Admiral Tibet & Droop Lion (2023)

​@LeoOReggio

I shot this footage at the recently held Bob Marley Day concert, held at the Emancipation Park on February 6, 2023.

Droop Lion has emerged as one of the leading voices of a new reggae-soul movement in reggae music this year. Known for his breakout hit, ‘Freeway’, Droop Lion is revolutionizing reggae music with his soul-searing voice, inspirational songs, and awe-inspiring live performances.
Born in the parish of St. Mary Jamaica, to Inez Aikens and Vivian Brown, Andrew Brown aka Droop Lion grew up in the tough, gritty shanties of Kingston. He lost his mother to gun violence when he was just nine months old, a savage act that robbed the young man of a mother’s love.
He turned to music to express himself and make a spiritual connection with the universe. At a young age under the guidance of his grandmother, he vowed to stick to the conscious path and not compromise in order to achieve success.
“My music is down to earth and cultural. There’s always a message in it. It’s like a medicine to society’s sickness,” Droop Lion says of his particular brand of music.
While attending Port Maria Comprehensive High, he says he would always seize the opportunity to perform at school concerts and community events. He would also use his spare time to visit recording studios “to build a vibe around what he loved”.
After leaving high school, Droop Lion met artiste Mallory Williams who introduced him to musician Seretse Small. He returned to Tower Hill, in Olympic Gardens where his mother had died in the political violence that gripped the nation in 1980.
“After leaving high school, I came back to Kingston where the stronger part of my family de, my auntie, and my uncles and that is Olympic Gardens, my father come from Waterhouse, mi come from this region. Due to how I was young when my mother died, it didn’t have a big effect of me that way in violent, negative manner, mi find out say mi more spiritually sound, mi calm and love, mi can’t take the wickedness and violence,” he said. Under his guidance, Droop started recording in 1998 under the name Droop Dog. Success eluded him, but he kept putting out positive records.
On the advice of a radio announcer who demanded a name change which she thought was reflective of the fiery passions she saw buried deep in him, he changed his monicker, transforming from a dog to a lion. Not long afterward, his music began to take on a new resonance, as Droop Lion began to turn his considerable writing skills toward social commentary. He did poignant brilliant songs such as Mama Soon Come Back, a song he wrote about the mother he never knew, and the powerful ‘Freeway’ which was inspired by the cataclysmic Tivoli Gardens incursion in 2010 where over 70 persons were killed.
The constant gun violence and macho street theatre that dominate the nation’s newspapers and electronic media coverage are issues that are close to Droop Lion’s heart, especially since that sort of violence has touched his life intimately.

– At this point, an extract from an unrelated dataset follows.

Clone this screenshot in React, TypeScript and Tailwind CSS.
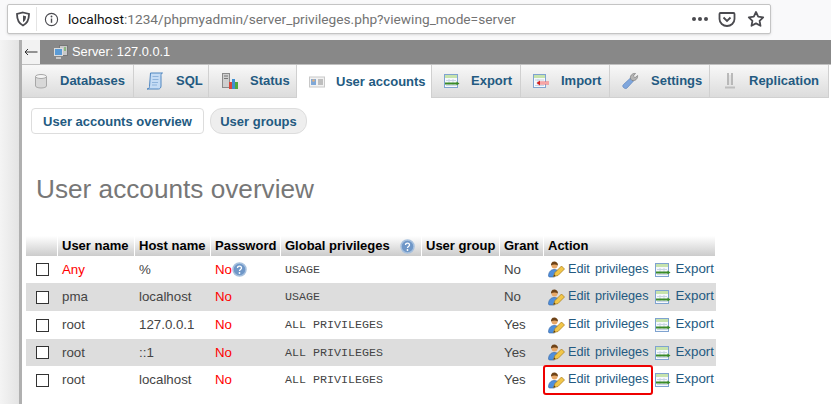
import { ReactNode } from 'react';

const SANS = "font-['Liberation_Sans',Arial,sans-serif]";

function ExportIcon() {
  return (
    <svg width="16" height="16" viewBox="0 0 16 16" className="shrink-0">
      <rect x="0.5" y="1.5" width="13" height="13" fill="#f6f9fd" stroke="#7fa3d0" />
      <path d="M1 3.5h12" stroke="#c6e3ac" strokeWidth="3" />
      <path d="M2 7.5h10M2 12.5h10M5 6v7M9 6v7" stroke="#c8d5e4" />
      <path d="M1 10.5h12" stroke="#3a8a28" strokeWidth="2" />
      <path d="M12.5 8.5l3 2-3 2z" fill="#3a8a28" />
    </svg>
  );
}

function ImportIcon() {
  return (
    <svg width="16" height="16" viewBox="0 0 16 16" className="shrink-0">
      <rect x="0.5" y="1.5" width="12" height="13" fill="#f6f9fd" stroke="#7fa3d0" />
      <path d="M1 3.5h11" stroke="#c6e3ac" strokeWidth="3" />
      <path d="M2 7h9M2 12.5h9M5 6v7" stroke="#c8d5e4" />
      <path d="M7 10h9" stroke="#f06a6a" strokeWidth="3" />
      <path d="M7 10h9" stroke="#ffffff" strokeWidth="0.8" />
      <path d="M7 7.5l-3.500 2.500 3.500 2.500z" fill="#d42020" />
    </svg>
  );
}

function EditIcon() {
  return (
    <svg width="17" height="17" viewBox="0 0 17 17" className="shrink-0">
      <circle cx="6.5" cy="4.500" r="3" fill="#e8a868" />
      <path d="M3 4.500c0-3.500 2-4 3.500-4S10 1.500 10 4.500C8 3 5 3 3 4.500z" fill="#6e4216" />
      <path d="M0.500 15c0-3.500 2-6.500 5.500-6.500 2 0 3.500.5 4.500 1.500l-4 6H2c-1 0-1.500-.5-1.500-1z" fill="#4f8fdc" stroke="#2f5f9f" strokeWidth="0.600" />
      <path d="M5.500 15.500l1.500-4 6.500-6.500 3 3-6.500 6.500z" fill="#f2c648" stroke="#a87a18" strokeWidth="0.700" />
      <path d="M5.500 15.500l.7-2 1.300 1.300z" fill="#5a3a10" />
    </svg>
  );
}

function HelpDot() {
  return (
    <svg width="15" height="15" viewBox="0 0 15 15" className="shrink-0">
      <circle cx="7.5" cy="7.5" r="6.500" fill="#6f97c8" stroke="#a6c0de" strokeWidth="1.500" />
      <path d="M5.500 6c0-2.500 4-2.500 4 0 0 1.500-2 1.500-2 3" fill="none" stroke="#fff" strokeWidth="1.300" />
      <circle cx="7.500" cy="11" r="0.900" fill="#fff" />
    </svg>
  );
}

type TabItem = {
  label: string;
  width: string;
  pad: string;
  active?: boolean;
  icon: ReactNode;
};

const tabs: TabItem[] = [
  {
    label: 'Databases',
    width: 'w-[112px]',
    pad: 'w-[38px]',
    icon: (
      <svg width="16" height="16" viewBox="0 0 16 16">
        <path d="M2.500 3.500v9.500c0 1 2.500 2 5.500 2s5.500-1 5.500-2V3.500z" fill="#d8d8d8" stroke="#a8a8a8" />
        <ellipse cx="8" cy="3.500" rx="5.500" ry="2" fill="#f4f4f4" stroke="#a8a8a8" />
      </svg>
    ),
  },
  {
    label: 'SQL',
    width: 'w-[75px]',
    pad: 'w-[42px]',
    icon: (
      <svg width="18" height="18" viewBox="0 0 18 18">
        <path d="M4.500 1h12c-1 0-1.500 1-1.500 2.500v10.500c0 1.500-1 3-2.500 3H1c1.500 0 2.500-1 2.500-2.500z" fill="#c5dcf5" stroke="#4f86c0" />
        <path d="M6.500 4.500h6M6.500 7.500h6M6 10.500h6M6 13h5" stroke="#8fb4dc" />
      </svg>
    ),
  },
  {
    label: 'Status',
    width: 'w-[88px]',
    pad: 'w-[41px]',
    icon: (
      <svg width="18" height="18" viewBox="0 0 18 18">
        <rect x="1.500" y="1.500" width="7" height="14" fill="#cfcfcf" stroke="#8a8a8a" />
        <path d="M3 4h4M3 6.500h4" stroke="#777" />
        <rect x="8" y="10" width="3" height="7" fill="#d9483b" />
        <rect x="11" y="7" width="3" height="10" fill="#3f8fd0" />
        <rect x="14" y="10" width="3" height="7" fill="#4fa83d" />
      </svg>
    ),
  },
  {
    label: 'User accounts',
    active: true,
    width: 'w-[135px]',
    pad: 'w-[39px]',
    icon: (
      <svg width="16" height="16" viewBox="0 0 16 16">
        <rect x="0.500" y="3" width="15" height="10" fill="#f2f2f2" stroke="#c8c8c8" />
        <rect x="2" y="5" width="5" height="6" fill="#7fa8d8" />
        <circle cx="4.500" cy="6.500" r="1.300" fill="#e0b080" />
        <path d="M9 6h5M9 8h5M9 10h5" stroke="#8a8a8a" />
      </svg>
    ),
  },
  { label: 'Export', width: 'w-[89px]', pad: 'w-[39px]', icon: <ExportIcon /> },
  { label: 'Import', width: 'w-[89px]', pad: 'w-[40px]', icon: <ImportIcon /> },
  {
    label: 'Settings',
    width: 'w-[100px]',
    pad: 'w-[41px]',
    icon: (
      <svg width="18" height="18" viewBox="0 0 18 18">
        <path d="M1.500 15.500c-1-1-1-2 0-3l7-6.500 3 3-6.500 7c-1 1-2.500.5-3.500-.5z" fill="#7fa6dc" stroke="#5c84bd" strokeWidth="0.700" />
        <path d="M8.500 7c-.8-3 1.500-6 5-5.500l-2.200 2.500 1.700 1.700 2.600-2.200c.3 3.500-2.600 5.800-5.600 5z" fill="#b5b5b5" stroke="#7b7b7b" strokeWidth="0.700" />
      </svg>
    ),
  },
  {
    label: 'Replication',
    width: 'w-[119px]',
    pad: 'w-[39px]',
    icon: (
      <svg width="14" height="18" viewBox="0 0 14 18">
        <path d="M5 1v12M9 1v12" stroke="#a8a8a8" strokeWidth="1.500" />
        <path d="M7 3v10" stroke="#d8d8d8" />
        <path d="M2 15.500h10" stroke="#bdbdbd" strokeWidth="2" />
      </svg>
    ),
  },
];

const rows = [
  { user: 'Any', host: '%', priv: 'USAGE', grant: 'No', help: true, height: 'h-[27px]' },
  { user: 'pma', host: 'localhost', priv: 'USAGE', grant: 'No', height: 'h-[28px]' },
  { user: 'root', host: '127.0.0.1', priv: 'ALL PRIVILEGES', grant: 'Yes', height: 'h-[28px]' },
  { user: 'root', host: '::1', priv: 'ALL PRIVILEGES', grant: 'Yes', height: 'h-[27px]' },
  { user: 'root', host: 'localhost', priv: 'ALL PRIVILEGES', grant: 'Yes', marked: true, height: 'h-[28px]' },
];

const COLS = 'grid grid-cols-[32px_77px_76px_70px_141px_78px_44px_172px]';

function Th({ children }: { children?: ReactNode }) {
  return (
    <div className="flex items-center gap-[10px] border-r border-white pl-[4px] text-[13px] font-bold whitespace-nowrap text-black">
      {children}
    </div>
  );
}

export default function App() {
  return (
    <div className={`h-[404px] w-[831px] overflow-hidden bg-white ${SANS}`}>
      <div className="h-[40px] bg-[#f9f9fa] px-[7px] pt-[4px]">
        <div className="flex h-[30px] w-[764px] items-center rounded-[2px] border border-[#c4c4c4] bg-white shadow-sm">
          <svg width="16" height="16" viewBox="0 0 16 16" className="ml-[7px] shrink-0">
            <path d="M8 1.500l6 1.500c0 5-1 9-6 11.500C3 12 2 8 2 3z" fill="none" stroke="#4a4a4f" strokeWidth="1.800" />
            <path d="M8 4.500l3 .8c0 2.500-.6 4.700-3 6z" fill="#4a4a4f" />
          </svg>
          <div className="ml-[5px] h-[24px] w-px bg-[#e4e4e4]" />
          <svg width="15" height="15" viewBox="0 0 16 16" className="ml-[7px] shrink-0">
            <circle cx="8" cy="8" r="6.500" fill="none" stroke="#4a4a4f" strokeWidth="1.200" />
            <path d="M8 7v4.500" stroke="#4a4a4f" strokeWidth="1.500" />
            <circle cx="8" cy="4.800" r="1" fill="#4a4a4f" />
          </svg>
          <div className="ml-[9px] flex-1 font-['Roboto',sans-serif] text-[13.700px] whitespace-nowrap text-[#737373]">
            <span className="text-[#111]">localhost</span>:1234/phpmyadmin/server_privileges.php?viewing_mode=server
          </div>
          <div className="flex gap-[2px] pr-[2px]">
            <span className="h-[4px] w-[4px] rounded-full bg-[#4a4a4f]" />
            <span className="h-[4px] w-[4px] rounded-full bg-[#4a4a4f]" />
            <span className="h-[4px] w-[4px] rounded-full bg-[#4a4a4f]" />
          </div>
          <svg width="18" height="18" viewBox="0 0 18 18" className="ml-[8px] shrink-0">
            <path d="M2.500 3h13c.5 0 1 .5 1 1v5c0 4-3.500 7-7.500 7s-7.500-3-7.500-7V4c0-.5.500-1 1-1z" fill="none" stroke="#4a4a4f" strokeWidth="1.800" />
            <path d="M5.500 7.500L9 11l3.500-3.500" fill="none" stroke="#4a4a4f" strokeWidth="1.800" />
          </svg>
          <svg width="18" height="18" viewBox="0 0 18 18" className="mr-[5px] ml-[11px] shrink-0">
            <path d="M9 2l2.200 4.600 5 .7-3.600 3.500.9 5L9 13.400 4.500 15.800l.9-5L1.800 7.300l5-.7z" fill="none" stroke="#4a4a4f" strokeWidth="1.800" strokeLinejoin="round" />
          </svg>
        </div>
      </div>

      <div className="flex h-[364px]">
        <div className="w-[19px] shrink-0 bg-gradient-to-r from-[#f4f4f4] to-[#e4e4e4]" />
        <div className="w-[3px] shrink-0 bg-[#b0b0b0]" />
        <div className="min-w-0 flex-1">
          <div className="flex h-[24px] items-center bg-[#888888] text-[12.8px] text-white">
            <span className="flex h-full w-[18px] items-center justify-center bg-[#f2f2f2]">
              <svg width="14" height="8" viewBox="0 0 14 8">
                <path d="M1 4h12.500" stroke="#333" />
                <path d="M4 1L1 4l3 3" fill="none" stroke="#333" />
              </svg>
            </span>
            <svg width="16" height="16" viewBox="0 0 16 16" className="ml-[13px] shrink-0">
              <rect x="6.500" y="1.500" width="8" height="10" fill="#c8c8c8" stroke="#777" />
              <path d="M11 4h2M11 6h2" stroke="#4fa83d" />
              <rect x="1.500" y="4.500" width="8" height="7" fill="#5b9bd5" stroke="#dcdcdc" />
              <path d="M3 14h5" stroke="#ddd" strokeWidth="1.500" />
            </svg>
            <span className="ml-[3px]">Server: 127.0.0.1</span>
          </div>

          <div className="flex h-[34px] border-t border-[#c0c0c0]">
            {tabs.map((tab) => (
              <div
                key={tab.label}
                className={`flex h-[33px] items-center ${tab.width} border-r border-[#d0d0d0] ${
                  tab.active ? 'bg-white' : 'border-b bg-gradient-to-b from-[#f8f8f8] to-[#dcdcdc]'
                }`}
              >
                <span className={`flex ${tab.pad} shrink-0 justify-center`}>{tab.icon}</span>
                <span className="whitespace-nowrap text-[13px] font-bold text-[#235a81]">{tab.label}</span>
              </div>
            ))}
          </div>

          <div className="flex gap-[6px] pt-[10px] pl-[9px] text-[13px] font-bold text-[#235a81]">
            <div className="flex h-[26px] w-[173px] items-center justify-center rounded-[4px] border border-[#dddddd] bg-white pt-px">User accounts overview</div>
            <div className="flex h-[26px] w-[97px] items-center justify-center rounded-[12px] border border-[#dddddd] bg-[#eeeeee] pt-px">User groups</div>
          </div>

          <h2 className="pt-[40px] pl-[14px] text-[26.200px] leading-[30px] font-normal text-[#777777]">User accounts overview</h2>

          <div className="mt-[32px] ml-[4px] w-[690px] text-[13.300px] text-[#444444]">
            <div className={`${COLS} h-[20px] bg-gradient-to-b from-[#ffffff] to-[#cccccc]`}>
              <Th />
              <Th>User name</Th>
              <Th>Host name</Th>
              <Th>Password</Th>
              <Th>
                Global privileges
                <HelpDot />
              </Th>
              <Th>User group</Th>
              <Th>Grant</Th>
              <Th>Action</Th>
            </div>
            {rows.map((row, i) => (
              <div key={i} className={`${COLS} ${row.height} items-center ${i % 2 === 1 ? 'bg-[#dddddd]' : 'bg-white'}`}>
                <span className="ml-[10px] h-[13px] w-[13px] border border-[#333] bg-white" />
                <span className={`pl-[4px] ${row.user === 'Any' ? 'text-[#ff0000]' : ''}`}>{row.user}</span>
                <span className="pl-[4px]">{row.host}</span>
                <span className="flex items-center pl-[4px] text-[#ff0000]">
                  No
                  {row.help && <HelpDot />}
                </span>
                <span className="pt-[2px] pl-[4px] font-['Liberation_Mono',monospace] text-[11.670px] text-[#444]">{row.priv}</span>
                <span />
                <span className="pl-[4px]">{row.grant}</span>
                <span className="relative flex h-full items-center pl-[4px] text-[#235a81]">
                  <EditIcon />
                  <span className="ml-[3px] text-[12.700px] [word-spacing:1.500px] whitespace-pre">Edit privileges</span>
                  <span className="ml-[7px]">
                    <ExportIcon />
                  </span>
                  <span className="ml-[4px] -translate-y-[1px]">Export</span>
                  {row.marked && (
                    <span className="absolute top-[-1px] left-[-1px] h-[30px] w-[110px] rounded-[3px] border-2 border-[#ee0000]" />
                  )}
                </span>
              </div>
            ))}
          </div>
        </div>
      </div>
    </div>
  );
}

Admiral Tibet (sometimes Tibet), also known as “Mr. Reality” (born Kenneth Allen, Freehill, Saint Mary, Jamaica, 1960) is a Jamaican dancehall singer known for his “cultural” lyrics.
Tibet was one of the few artists from the early days of digital reggae to focus on “conscious” themes in his lyrics. A member of the Twelve tribes of Israel since his youth. He has been described as “the most consistently conscious singer of his age”. Allen described how he got his nickname: “I was going primary school and my cousin, both of us were sitting together looking into an atlas and saw the name ‘Tibet’. My cousin took it as a mockery and seh ‘Tibet! Tibet!’ and it stuck.”
He began performing in Jamaican clubs and with sound systems during his teens, including his local Torpedo system. He made his first recordings when he was in his 20s; a reluctance to move to Kingston played a part in this. He eventually made the move in 1982. In 1985, Tibet made his first recording for producer Sherman Clacher, entitled “Babylon War”. Shortly after this, he began recording for Winston Riley where he recorded the song “Leave People Business”, Redman, King Jammy, where he recorded songs like “Chase Them Jah” in 1986 and other songs like his Biggest hit song “Serious Time” In 1987, and Bobby Digital. His debut album Come into the Light was produced by King Jammy and released in 1987. He recorded several more albums in the late 1980s and early 1990s. He appeared at the Reggae Sunsplash festival in 1989. He was less prolific in the 1990s but returned with more albums in the 2000s, and is still performing in the late 2000s.
His hit “Serious Time” was later issued in remixed form with contributions from two-time Grammy winner Shabba Ranks and Ninjaman, signaling a reconciliation between the two deejays who had been bitter rivals for some time.
His voice has been described: “at its best has a convincing, vulnerable quality entirely suited to sufferers’ laments.”